At any rate, as a loophole the answer was a clever one; and the prosecutors could not press the question. So Julia, Cæsar’s sister, and Aurelia, his mother, came forward. Both deposed that, on the night on which the mysteries of the Bona Dea were celebrated, a man had been surprised in Cæsar’s house; but that they could not say with certainty that the defendant was the man. We should be doing an injustice to the memory of the two noble dames if we suspected that this evidence was not candid, but prompted by concern for the political interests and friendships of their brother and son. Is it not probable that, in the confusion and disorder of the just-discovered scandal, neither may have scrutinised the man in female disguise with so much attention and particularity as to be able to recognise him subsequently in court, where Clodius denied the identity with so much assurance? Therefore this evidence also was in Clodius’s favour; for there was nobody who could affirm positively that the man surprised in the middle of the rites of the Bona Dea was the accused.

Next came the evidence adduced by Clodius, to prove his alibi. It took the form of a certain C. Causinius Schola, who deposed frankly and resolutely that the gentlemen of the jury might take it from him that at a certain hour on the day of the mysteries of the Bona Dea, he had conversed with Clodius at Iteramna, which was ninety thousand passi distant from Rome. This evidence, after that of Cæsar, Julia, and Aurelia, made the acquittal of Clodius inevitable. Certain proofs of his guilt there were none. The improbable alibi, which at the beginning nobody had taken seriously, threatened to triumph owing to the doubts and scruples of a few witnesses, the adroit reticence of others, and thanks to the subterranean workings of Clodius’s friends, backed by Crassus’s gold.

Then came a second and even more unexpected surprise. At the very moment when Clodius seemed to have emerged victorious, there appeared to destroy his alibi.... Who? Cicero himself. Cited as witness, Cicero deposed that on the day of the mysteries, three hours before the hour at which Causinius declared that he had spoken to Clodius at Terni, Clodius had come to call on him at his house in Rome! What had happened? Cicero had up to that time adopted a distinctly reserved attitude, making it clear that he, who since the suppression of Catiline’s conspiracy had become one of the leading figures in the State, had no wish to be mixed up in so trivial and stupid an affair. For what reason did he thus hurl himself all at once, at the close of the trial, into the thick of the fight, and opposing his evidence to that of Causinius, seem to challenge the jury to choose between his word—the word of a man of consular rank, the word of one of the three or four most famous men in the Empire—and that of this obscure and probably corrupt witness? Had he yielded to the pressure of the Conservative party, which, realising that the prey was slipping from their grasp, had wished to make a supreme attempt to destroy the alibi which had been so adroitly prepared by Clodius?
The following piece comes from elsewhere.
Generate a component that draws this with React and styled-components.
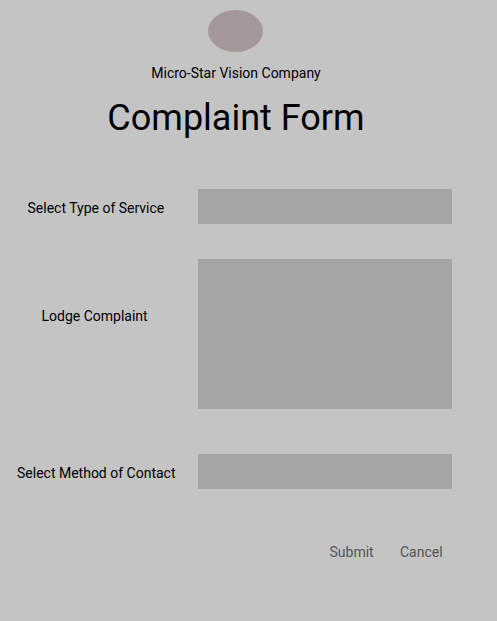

Had he, upright and honourable man as he was, yielded to his disgust at seeing a comedy, which had been staged with such ability, completely successful? Or had he yielded to pressure and to considerations of the sort of which Plutarch speaks? Plutarch says that Cicero’s wife, Terentia, was jealous of Clodia, Clodius’s sister, whom she suspected of having cast eyes upon Cicero; and had so much worried Cicero, by harping upon the subject, and accusing him of sparing Clodius out of regard for the sister, that Cicero, in order to convince her that her jealousy was groundless, gave the evidence he did.